Perché per farlo, in questi tempi di crisi e scelte storiche, di coraggio ce ne vuole, ma è anche l’unico coraggio che dovremmo permetterci.

Commenti all'articolo

  • Di kthrcds (---.---.---.116) 22 giugno 2009 11:04

    Nel suo articolo lei pone domande appropriate e risparmia al lettore la fatica di darsi delle risposte, perché le fornisce già lei. Comunque, non so gli altri, ma a mio modo di vedere le sue risposte sono soddisfacenti perché rispecchiano fedelmente l’attuale stato delle cose in Italia.
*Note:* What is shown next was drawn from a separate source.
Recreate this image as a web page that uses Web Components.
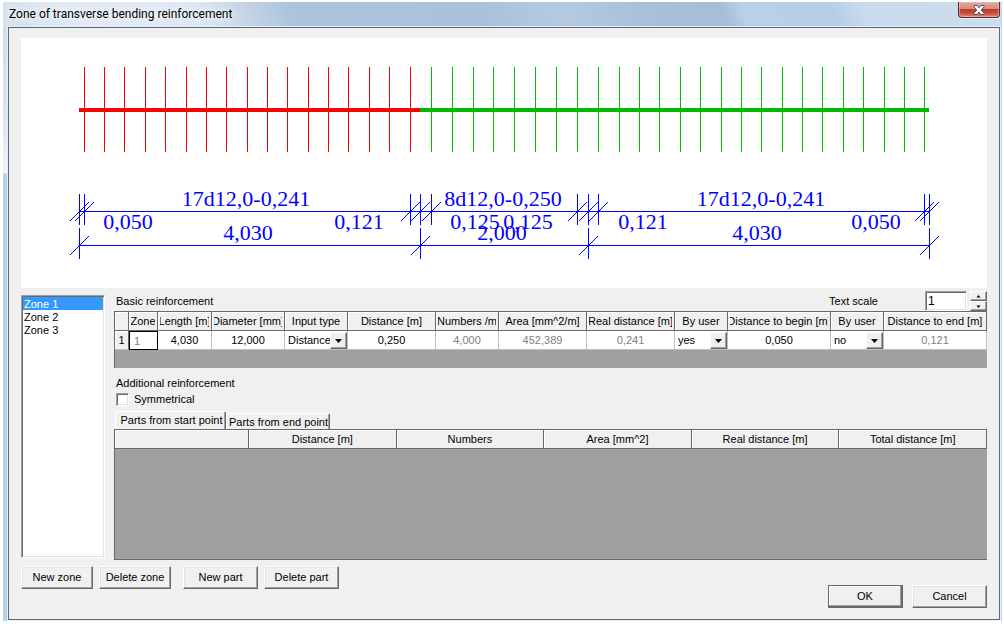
<!DOCTYPE html>
<html lang="en">
<head>
<meta charset="utf-8">
<title>Zone of transverse bending reinforcement</title>
<style>
  html, body { margin: 0; height: 100%; background: #fff; }
  body { font: 11px/13px "Liberation Sans", Arial, sans-serif; color: #000; }
</style>
</head>
<body>
<zone-dialog></zone-dialog>

<template id="tpl-window">
  <style>
    :host { display: block; box-sizing: border-box; min-height: 100%; padding: 2px 2px 2px 3px; }
    .frame { box-sizing: border-box; padding: 0 1px 1px 5px; border-right: 1px solid #c4d8ec;
      background: linear-gradient(#cddceb 0, #dbe6f2 120px, #eef4fa 171px, #b4cfe8 172px, #b4cfe8 100%); }
    header { display: flex; align-items: flex-start; justify-content: space-between; height: 25px; margin: 0 -1px 0 -5px; padding: 0 1px 0 6px; box-sizing: border-box;
      background: linear-gradient(68deg, #d3e1ef 0, #e2ebf4 8%, #dde8f3 20%, #c3d3e5 25%, #adc4dd 29%, #a9c1db 48%, #b5cae1 56%, #a8c0da 64%, #a5bdd7 72%, #bad0e8 74%, #b7cee7 83%, #c9dbec 86%, #cbdcec 100%); }
    h1 { margin: 0; font: 12px/24px Roboto, "Open Sans", sans-serif; text-shadow: 0 0 6px #fff, 0 0 10px #fff; }
    .close { width: 42px; height: 16px; padding: 0; display: grid; place-items: center; border: 1px solid #5a2a2c; border-top: 0; border-radius: 0 0 4px 4px;
      background: linear-gradient(#e3aaa1 0, #d98a7e 45%, #bf3b27 50%, #c8503a 75%, #e08b74 100%); box-shadow: inset 0 0 0 1px #f0c4bc88, 0 1px 0 #e6eff8; }
    main { box-sizing: border-box; border: 1px solid #5c6878; background: #f0f0f0; box-shadow: 0 0 0 1px #e6eff8; }
  </style>
  <section class="frame">
    <header>
      <h1><slot name="title"></slot></h1>
      <button class="close" aria-label="Close">
        <svg width="14" height="12" viewBox="0 0 14 12"><path d="M2 1.5h3.2L7 3.8 8.800 1.500H12v1.300L9.300 6 12 9.200v1.300H8.800L7 8.200l-1.800 2.300H2V9.200L4.700 6 2 2.800Z" fill="#fff" stroke="#4d5366" stroke-width="1"/></svg>
      </button>
    </header>
    <main><slot></slot></main>
  </section>
</template>

<template id="tpl-drawing">
  <style>
    :host { display: block; background: #fff; }
    svg { display: block; width: 100%; height: 250px; }
    line { shape-rendering: crispEdges; }
    .dim line { stroke: #00f; }
    text { font: 22px "Liberation Serif", "Times New Roman", serif; fill: #00f; text-anchor: middle; }
  </style>
  <svg viewBox="21 38 966 250" role="img" aria-label="Reinforcement layout"><g class="bars"></g><g class="dim"></g></svg>
</template>

<template id="tpl-button">
  <style>
    :host { display: block; width: 75px; height: 23px; }
    button { box-sizing: border-box; width: 100%; height: 100%; padding: 0; font: inherit; color: #000; background: #f0f0f0;
      border: 1px solid; border-color: #fff #696969 #696969 #fff; box-shadow: inset -1px -1px #a0a0a0, inset 1px 1px #e3e3e3; }
    :host([narrow]) { width: 72px; }
    :host([default]) button { border-color: #696969; border-width: 1px 2px 2px 1px; box-shadow: inset -1px -1px #a0a0a0, inset 1px 1px #fff; }
  </style>
  <button><slot></slot></button>
</template>

<template id="tpl-list">
  <style>
    :host { display: block; }
    select { box-sizing: border-box; display: block; width: 100%; height: 100%; margin: 0; font: inherit; color: #000; background: #fff; overflow: hidden; outline: 0; border-radius: 0;
      border: 1px solid; border-color: #a0a0a0 #fff #fff #a0a0a0; box-shadow: inset 1px 1px #696969, inset -1px -1px #e3e3e3; padding: 1px; }
    option { box-sizing: border-box; min-height: 13px; padding: 1px 1px 0; font: inherit; line-height: 12px; }
    option:checked { background: #3399ff linear-gradient(#3399ff, #3399ff); color: #fff; }
  </style>
  <select size="3" aria-label="Zones"></select>
</template>

<template id="tpl-stepper">
  <style>
    :host { display: flex; align-items: flex-start; }
    label { margin: 4px 47px 0 0; }
    input { box-sizing: border-box; width: 42px; height: 20px; margin: 0 3px 0 0; padding: 0 2px; font: 12px "Liberation Sans", Arial, sans-serif; border: 1px solid; border-color: #a0a0a0 #fff #fff #a0a0a0; box-shadow: inset 1px 1px #696969, inset -1px -1px #e3e3e3; background: #fff; color: #000; }
    div { display: grid; grid-template-rows: 10px 10px; width: 17px; }
    button { display: grid; place-items: center; padding: 0; background: #f0f0f0; border: 1px solid; border-color: #fff #696969 #696969 #fff; box-shadow: inset -1px -1px #a0a0a0; }
    svg { display: block; }
  </style>
  <label for="scale">Text scale</label><input id="scale" value="1">
  <div>
    <button aria-label="Increase"><svg width="5" height="3"><path d="M0.500 2.500h4L2.500 0Z"/></svg></button>
    <button aria-label="Decrease"><svg width="5" height="3"><path d="M0.500 0.500h4L2.500 3Z"/></svg></button>
  </div>
</template>

<template id="tpl-grid">
  <style>
    :host { display: block; box-sizing: border-box; background: #a0a0a0; border: 1px solid #696969; border-width: 1px 0 0 1px; }
    :host([closed]) { border-bottom-width: 1px; }
    table { width: 100%; table-layout: fixed; border-collapse: separate; border-spacing: 0; }
    th, td { box-sizing: border-box; padding: 0; font-weight: normal; overflow: hidden; }
    th { height: 19px; background: #f0f0f0; border-right: 1px solid #696969; border-bottom: 1px solid #696969; box-shadow: inset 1px 1px #fff; }
    th span { display: flex; justify-content: center; overflow: hidden; white-space: nowrap; margin: 0 2px; }
    td { height: 19px; background: #fff; border-right: 1px solid #c0c0c0; border-bottom: 1px solid #c0c0c0; }
    tbody th { border-color: #696969 #696969 #c0c0c0; }
    input { box-sizing: border-box; display: block; width: 100%; height: 18px; padding: 0; border: 0; background: none; font: inherit; color: #000; text-align: center; }
    input:read-only { color: #808080; }
    .current { border-color: #000; }
    .current input { border: 1px solid #000; border-width: 1px 0 0 1px; text-align: left; padding: 0 4px; }
    .pick { display: grid; grid-template-columns: 1fr 17px; height: 18px; }
    select { grid-area: 1 / 1 / 2 / 3; min-width: 0; appearance: none; border: 0; margin: 0; padding: 0 0 0 3px; background: none; font: inherit; color: #000; }
    i { grid-area: 1 / 2; box-sizing: border-box; display: grid; place-items: center; pointer-events: none; margin: 1px 0 0; background: #f0f0f0; border: 1px solid; border-color: #fff #696969 #696969 #fff; box-shadow: inset -1px -1px #a0a0a0; }
  </style>
  <table><colgroup></colgroup><thead><tr></tr></thead><tbody></tbody></table>
</template>

<template id="tpl-tabs">
  <style>
    :host { display: flex; align-items: flex-end; height: 18px; padding-left: 1px; }
    button { box-sizing: border-box; min-width: 0; height: 16px; padding: 2px 2px 0; font: inherit; color: #000; background: #f0f0f0; border: 1px solid; border-color: #fff #696969 transparent #fff; border-bottom: 0; box-shadow: inset -1px 0 #a0a0a0; border-radius: 2px 2px 0 0; white-space: nowrap; flex: 0 0 104px; }
    button[aria-selected="true"] { height: 18px; padding: 0 2px 0 4px; flex-basis: 111px; }
  </style>
  <button role="tab" aria-selected="true">Parts from start point</button><button role="tab" aria-selected="false">Parts from end point</button>
</template>

<template id="tpl-check">
  <style>
    :host { display: block; }
    label { display: flex; align-items: center; gap: 5px; height: 13px; }
    input { appearance: none; box-sizing: border-box; width: 13px; height: 13px; margin: 0; background: #fff; border: 1px solid; border-color: #a0a0a0 #fff #fff #a0a0a0; box-shadow: inset 1px 1px #696969, inset -1px -1px #e3e3e3; }
    input:checked { background: #fff linear-gradient(#000, #000) center / 5px 5px no-repeat; }
  </style>
  <label><input type="checkbox"><span><slot></slot></span></label>
</template>

<template id="tpl-dialog">
  <style>
    :host { display: block; height: 100%; }
    .client { display: flex; flex-direction: column; padding: 10px 12px 11px; }
    .work { display: grid; grid-template-columns: 84px minmax(0, 1fr); column-gap: 9px; padding-top: 3px; }
    zone-list { margin: 4px 0 2px; }
    .head { display: flex; justify-content: space-between; height: 20px; }
    .head span { padding: 4px 0 0 2px; }
    .basic { height: 57px; }
    .extra { display: grid; gap: 3px; padding: 9px 0 5px 2px; }
    .parts { height: 131px; }
    footer { display: flex; justify-content: space-between; padding-top: 6px; }
    .left, .right { display: flex; }
    .left { gap: 6px; }
    .left .split { margin-left: 6px; }
    .right { gap: 9px; padding-top: 19px; }
  </style>
  <app-window>
    <span slot="title">Zone of transverse bending reinforcement</span>
    <div class="client">
      <rebar-drawing></rebar-drawing>
      <div class="work">
        <zone-list items="Zone 1|Zone 2|Zone 3"></zone-list>
        <div>
          <div class="head"><span>Basic reinforcement</span><value-stepper></value-stepper></div>
          <data-grid class="basic"></data-grid>
          <div class="extra"><span>Additional reinforcement</span><check-box>Symmetrical</check-box></div>
          <tab-strip role="tablist"></tab-strip>
          <data-grid class="parts" closed></data-grid>
        </div>
      </div>
      <footer>
        <div class="left"><push-button narrow>New zone</push-button><push-button narrow>Delete zone</push-button><push-button class="split">New part</push-button><push-button>Delete part</push-button></div>
        <div class="right"><push-button default>OK</push-button><push-button>Cancel</push-button></div>
      </footer>
    </div>
  </app-window>
</template>

<script>
class Base extends HTMLElement {
  constructor() {
    super();
    this.attachShadow({ mode: "open" }).append(document.getElementById(this.constructor.template).content.cloneNode(true));
  }
}
class AppWindow extends Base { static template = "tpl-window"; }
class PushButton extends Base { static template = "tpl-button"; }
class ValueStepper extends Base { static template = "tpl-stepper"; }
class TabStrip extends Base { static template = "tpl-tabs"; }
class CheckBox extends Base { static template = "tpl-check"; }

class ZoneList extends Base {
  static template = "tpl-list";
  connectedCallback() {
    const select = this.shadowRoot.querySelector("select");
    this.getAttribute("items").split("|").forEach((name, i) => select.add(new Option(name, name, i === 0, i === 0)));
  }
}

class RebarDrawing extends Base {
  static template = "tpl-drawing";
  connectedCallback() {
    const line = (x1, y1, x2, y2, extra = "") => `<line x1="${x1}" y1="${y1}" x2="${x2}" y2="${y2}" ${extra}/>`;
    const red = 'stroke="#f00"', green = 'stroke="#00bb00"';
    let bars = "";
    for (const [start, step, count, colour] of [[84.25, 20.365, 17, red], [431.2, 20.93, 8, green], [598.9, 20.365, 17, green]])
      for (let k = 0; k < count; k++) {
        const x = Math.floor(start + step * k) + 0.5;
        bars += line(x, 67, x, 152, colour);
      }
    bars += line(79, 110, 420, 110, red + ' stroke-width="4"') + line(420, 110, 929, 110, green + ' stroke-width="4"');
    this.shadowRoot.querySelector(".bars").innerHTML = bars;

    let dim = "";
    const chain = (y, ticks) => {
      dim += line(79, y + 0.5, 930, y + 0.5);
      for (const x of ticks)
        dim += line(x + 0.5, y - 17, x + 0.5, y + 14) + line(x - 9, y + 10, x + 10, y - 9);
    };
    chain(211, [79, 84, 410, 420, 431, 577, 588, 598, 924, 929]);
    chain(245, [79, 420, 588, 929]);
    for (const [x, y, s] of [
      [246, 206, "17d12,0-0,241"], [503, 206, "8d12,0-0,250"], [761, 206, "17d12,0-0,241"],
      [128, 229, "0,050"], [359, 229, "0,121"], [475, 229, "0,125"], [528, 229, "0,125"], [643, 229, "0,121"], [876, 229, "0,050"],
      [248, 240, "4,030"], [502, 240, "2,000"], [757, 240, "4,030"]])
      dim += `<text x="${x}" y="${y}">${s}</text>`;
    this.shadowRoot.querySelector(".dim").innerHTML = dim;
  }
}

class DataGrid extends Base {
  static template = "tpl-grid";
  set model({ columns, rows }) {
    const root = this.shadowRoot;
    root.querySelector("colgroup").innerHTML = columns.map(c => `<col${c.width ? ` style="width:${c.width}px"` : ""}>`).join("");
    root.querySelector("thead tr").innerHTML = columns.map(c => `<th scope="col"><span>${c.title}</span></th>`).join("");
    root.querySelector("tbody").innerHTML = rows.map((row, r) => "<tr>" + row.map((value, i) => {
      const c = columns[i];
      if (i === 0) return `<th scope="row"><span>${value}</span></th>`;
      if (c.options) return `<td><div class="pick"><select aria-label="${c.title}">${c.options.map(o => `<option${o === value ? " selected" : ""}>${o}</option>`).join("")}</select><i><svg width="7" height="4"><path d="M0 0h7L3.500 4Z"/></svg></i></div></td>`;
      return `<td${c.current ? ' class="current"' : ""}><input aria-label="${c.title}" value="${value}"${c.locked ? " readonly" : ""}></td>`;
    }).join("") + "</tr>").join("");
  }
}

class ZoneDialog extends Base {
  static template = "tpl-dialog";
  connectedCallback() {
    this.shadowRoot.querySelector(".basic").model = {
      columns: [
        { title: "", width: 14 }, { title: "Zone", width: 29, locked: true, current: true },
        { title: "Length [m]", width: 54 }, { title: "Diameter [mm]", width: 73 },
        { title: "Input type", width: 63, options: ["Distance", "Numbers"] },
        { title: "Distance [m]", width: 88 }, { title: "Numbers /m", width: 63, locked: true },
        { title: "Area [mm^2/m]", width: 88, locked: true }, { title: "Real distance [m]", width: 88, locked: true },
        { title: "By user", width: 53, options: ["yes", "no"] }, { title: "Distance to begin [m]", width: 103 },
        { title: "By user", width: 53, options: ["yes", "no"] }, { title: "Distance to end [m]", width: 103, locked: true }],
      rows: [["1", "1", "4,030", "12,000", "Distance", "0,250", "4,000", "452,389", "0,241", "yes", "0,050", "no", "0,121"]]
    };
    this.shadowRoot.querySelector(".parts").model = {
      columns: [{ title: "", width: 134 }, { title: "Distance [m]" }, { title: "Numbers" }, { title: "Area [mm^2]" }, { title: "Real distance [m]" }, { title: "Total distance [m]" }],
      rows: []
    };
  }
}

customElements.define("app-window", AppWindow);
customElements.define("push-button", PushButton);
customElements.define("value-stepper", ValueStepper);
customElements.define("tab-strip", TabStrip);
customElements.define("check-box", CheckBox);
customElements.define("zone-list", ZoneList);
customElements.define("rebar-drawing", RebarDrawing);
customElements.define("data-grid", DataGrid);
customElements.define("zone-dialog", ZoneDialog);
</script>
</body>
</html>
    L’unica cosa su cui non sono del tutto d’accordo riguarda la tenuta di Berlusconi. Credo che ormai il suo ciclo sia concluso. Il suo recente show a Cinisello Balsamo (solo per citare uno tra i tanti episodi succedutisi nelle ultime settimane) mi ha confermato ciò che penso da diversi anni: la psiche di Berlusconi è profondamente disturbata. Credo che oggi anche i suoi più stretti collaboratori si siano resi conto che mantenerlo al potere potrà solo avere conseguenze disastrose per la coalizione di centrodestra, e stiano lavorando per trovare un sostituto.

    Che cosa accadrà se ciò si verificasse non lo so. Io, comunque, auspico che il centrodestra si trovi un altro leader e continui a governare l’Italia fino a fine legislatura.

    Gli esponenti di centrodestra hanno sempre detto di non aver mai potuto dimostrare le loro capacità a causa dell’egemonia della sinistra in Italia. Ora, con la crisi che continua a mietere vittime, e senza il parafulmine costituito da Berlusconi, hanno una ottima occasione per dimostrare le loro reali capacità.

    Se le hanno.

    Nel frattempo, la sinistra potrebbe tentare di ricordarsi le sue origini. Quando la sinistra tornerà a rappresentare i suoi valori originari tornerà anche a raccogliere consensi. Che non significa necessariamente vincere le elezioni, ma sapere e volere creare un argine ed un contrappeso alle eventuali derive dei conservatori più retrivi. Nessuno, né a sinistra né a destra, è effettivamente in grado di risolvere i problemi di un’intera nazione dall’oggi al domani; perché l’“uomo è più debole delle proprie idee” - come diceva Céline -, e perché lo stato delle cose si modifica in continuazione.